◆ DATA EXTRACT ◆

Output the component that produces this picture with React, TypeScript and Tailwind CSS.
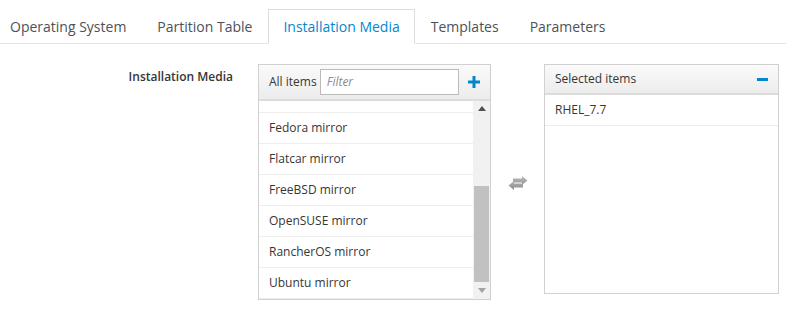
import React from "react";

const tabs = ["Operating System", "Partition Table", "Installation Media", "Templates", "Parameters"];
const items = ["Fedora mirror", "Flatcar mirror", "FreeBSD mirror", "OpenSUSE mirror", "RancherOS mirror", "Ubuntu mirror"];

function SwapIcon() {
  return (
    <svg width="20" height="14" viewBox="0 0 20 14">
      <defs>
        <linearGradient id="g" x1="0" y1="0" x2="0" y2="1">
          <stop offset="0" stopColor="#b5b5b5" />
          <stop offset="1" stopColor="#8a8a8a" />
        </linearGradient>
      </defs>
      <path d="M5 2.5 H14 V0 L19.5 4.5 L14 9 V6.5 H5 Z" fill="url(#g)" opacity="0.9" />
      <path d="M15 7.5 H6 V5 L0.5 9.5 L6 14 V11.5 H15 Z" fill="url(#g)" />
    </svg>
  );
}

export default function App() {
  return (
    <div className="w-[786px] h-[315px] bg-white overflow-hidden" style={{ fontFamily: '"Open Sans", sans-serif' }}>
      <div className="flex border-b border-[#e5e5e5] pt-[9px]">
        {tabs.map((t, i) => {
          const active = i === 2;
          return (
            <div
              key={t}
              className={`h-[35px] -mb-px flex items-center text-[14px] border ${i === 0 ? "pl-[9px] pr-[14.5px]" : "px-[14.5px]"} ${
                active ? "border-[#ddd] border-b-white bg-white text-[#0088ce]" : "border-transparent text-[#4d5258]"
              }`}
            >
              {t}
            </div>
          );
        })}
      </div>
      <div className="flex pt-[20px] text-[#363636]">
        <div className="w-[233px] text-right text-[12px] font-semibold pt-[4px]">Installation Media</div>
        <div className="ml-[25px] w-[233px] h-[236px] border border-[#d1d1d1] flex flex-col">
          <div className="h-[36px] flex items-center bg-gradient-to-b from-[#fafafa] to-[#ececec] border-b-2 border-[#dcdcdc] pl-[10px] pr-[10px] text-[12px]">
            <span>All items</span>
            <div className="ml-[3px] w-[139px] h-[26px] border border-[#bbb] bg-white flex items-center pl-[6px] text-[12px] italic text-[#8b8d8f]">
              Filter
            </div>
            <svg className="ml-auto" width="12" height="12" viewBox="0 0 12 12">
              <rect x="4.5" y="0" width="3" height="12" fill="#0088ce" />
              <rect x="0" y="4.5" width="12" height="3" fill="#0088ce" />
            </svg>
          </div>
          <div className="flex flex-1 min-h-0">
            <div className="flex-1 flex flex-col">
              <div className="h-[12px] border-b border-[#ededed]" />
              {items.map((it) => (
                <div key={it} className="h-[31px] border-b border-[#ededed] flex items-center pl-[10px] text-[12px]">
                  {it}
                </div>
              ))}
            </div>
            <div className="w-[17px] bg-[#f1f1f1] flex flex-col items-center">
              <svg className="mt-[5px]" width="8" height="5" viewBox="0 0 8 5">
                <path d="M0 5 L4 0 L8 5 Z" fill="#505050" />
              </svg>
              <div className="mt-[75px] w-[15px] h-[96px] bg-[#c1c1c1]" />
              <svg className="mt-[6px]" width="8" height="5" viewBox="0 0 8 5">
                <path d="M0 0 L8 0 L4 5 Z" fill="#a3a3a3" />
              </svg>
            </div>
          </div>
        </div>
        <div className="w-[53px] flex justify-center pt-[112px]">
          <SwapIcon />
        </div>
        <div className="w-[235px] h-[230px] border border-[#d1d1d1] flex flex-col">
          <div className="h-[30px] flex items-center bg-gradient-to-b from-[#fafafa] to-[#ececec] border-b-2 border-[#dcdcdc] pl-[10px] pr-[10px] text-[12px]">
            <span>Selected items</span>
            <div className="ml-auto w-[11px] h-[3px] bg-[#0088ce]" />
          </div>
          <div className="h-[31px] border-b border-[#ededed] flex items-center pl-[10px] text-[12px]">RHEL_7.7</div>
        </div>
      </div>
    </div>
  );
}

◆ WHAT THIS TASK INVOLVES ◆
Reproduce the data verbatim. Do not carry any picture into the copy.

◆ THE SOLUTION ◆
Output the component that produces this picture with React, TypeScript and Tailwind CSS.
import React from "react";

const tabs = ["Operating System", "Partition Table", "Installation Media", "Templates", "Parameters"];
const items = ["Fedora mirror", "Flatcar mirror", "FreeBSD mirror", "OpenSUSE mirror", "RancherOS mirror", "Ubuntu mirror"];

function SwapIcon() {
  return (
    <svg width="20" height="14" viewBox="0 0 20 14">
      <defs>
        <linearGradient id="g" x1="0" y1="0" x2="0" y2="1">
          <stop offset="0" stopColor="#b5b5b5" />
          <stop offset="1" stopColor="#8a8a8a" />
        </linearGradient>
      </defs>
      <path d="M5 2.5 H14 V0 L19.5 4.5 L14 9 V6.5 H5 Z" fill="url(#g)" opacity="0.9" />
      <path d="M15 7.5 H6 V5 L0.5 9.5 L6 14 V11.5 H15 Z" fill="url(#g)" />
    </svg>
  );
}

export default function App() {
  return (
    <div className="w-[786px] h-[315px] bg-white overflow-hidden" style={{ fontFamily: '"Open Sans", sans-serif' }}>
      <div className="flex border-b border-[#e5e5e5] pt-[9px]">
        {tabs.map((t, i) => {
          const active = i === 2;
          return (
            <div
              key={t}
              className={`h-[35px] -mb-px flex items-center text-[14px] border ${i === 0 ? "pl-[9px] pr-[14.5px]" : "px-[14.5px]"} ${
                active ? "border-[#ddd] border-b-white bg-white text-[#0088ce]" : "border-transparent text-[#4d5258]"
              }`}
            >
              {t}
            </div>
          );
        })}
      </div>
      <div className="flex pt-[20px] text-[#363636]">
        <div className="w-[233px] text-right text-[12px] font-semibold pt-[4px]">Installation Media</div>
        <div className="ml-[25px] w-[233px] h-[236px] border border-[#d1d1d1] flex flex-col">
          <div className="h-[36px] flex items-center bg-gradient-to-b from-[#fafafa] to-[#ececec] border-b-2 border-[#dcdcdc] pl-[10px] pr-[10px] text-[12px]">
            <span>All items</span>
            <div className="ml-[3px] w-[139px] h-[26px] border border-[#bbb] bg-white flex items-center pl-[6px] text-[12px] italic text-[#8b8d8f]">
              Filter
            </div>
            <svg className="ml-auto" width="12" height="12" viewBox="0 0 12 12">
              <rect x="4.5" y="0" width="3" height="12" fill="#0088ce" />
              <rect x="0" y="4.5" width="12" height="3" fill="#0088ce" />
            </svg>
          </div>
          <div className="flex flex-1 min-h-0">
            <div className="flex-1 flex flex-col">
              <div className="h-[12px] border-b border-[#ededed]" />
              {items.map((it) => (
                <div key={it} className="h-[31px] border-b border-[#ededed] flex items-center pl-[10px] text-[12px]">
                  {it}
                </div>
              ))}
            </div>
            <div className="w-[17px] bg-[#f1f1f1] flex flex-col items-center">
              <svg className="mt-[5px]" width="8" height="5" viewBox="0 0 8 5">
                <path d="M0 5 L4 0 L8 5 Z" fill="#505050" />
              </svg>
              <div className="mt-[75px] w-[15px] h-[96px] bg-[#c1c1c1]" />
              <svg className="mt-[6px]" width="8" height="5" viewBox="0 0 8 5">
                <path d="M0 0 L8 0 L4 5 Z" fill="#a3a3a3" />
              </svg>
            </div>
          </div>
        </div>
        <div className="w-[53px] flex justify-center pt-[112px]">
          <SwapIcon />
        </div>
        <div className="w-[235px] h-[230px] border border-[#d1d1d1] flex flex-col">
          <div className="h-[30px] flex items-center bg-gradient-to-b from-[#fafafa] to-[#ececec] border-b-2 border-[#dcdcdc] pl-[10px] pr-[10px] text-[12px]">
            <span>Selected items</span>
            <div className="ml-auto w-[11px] h-[3px] bg-[#0088ce]" />
          </div>
          <div className="h-[31px] border-b border-[#ededed] flex items-center pl-[10px] text-[12px]">RHEL_7.7</div>
        </div>
      </div>
    </div>
  );
}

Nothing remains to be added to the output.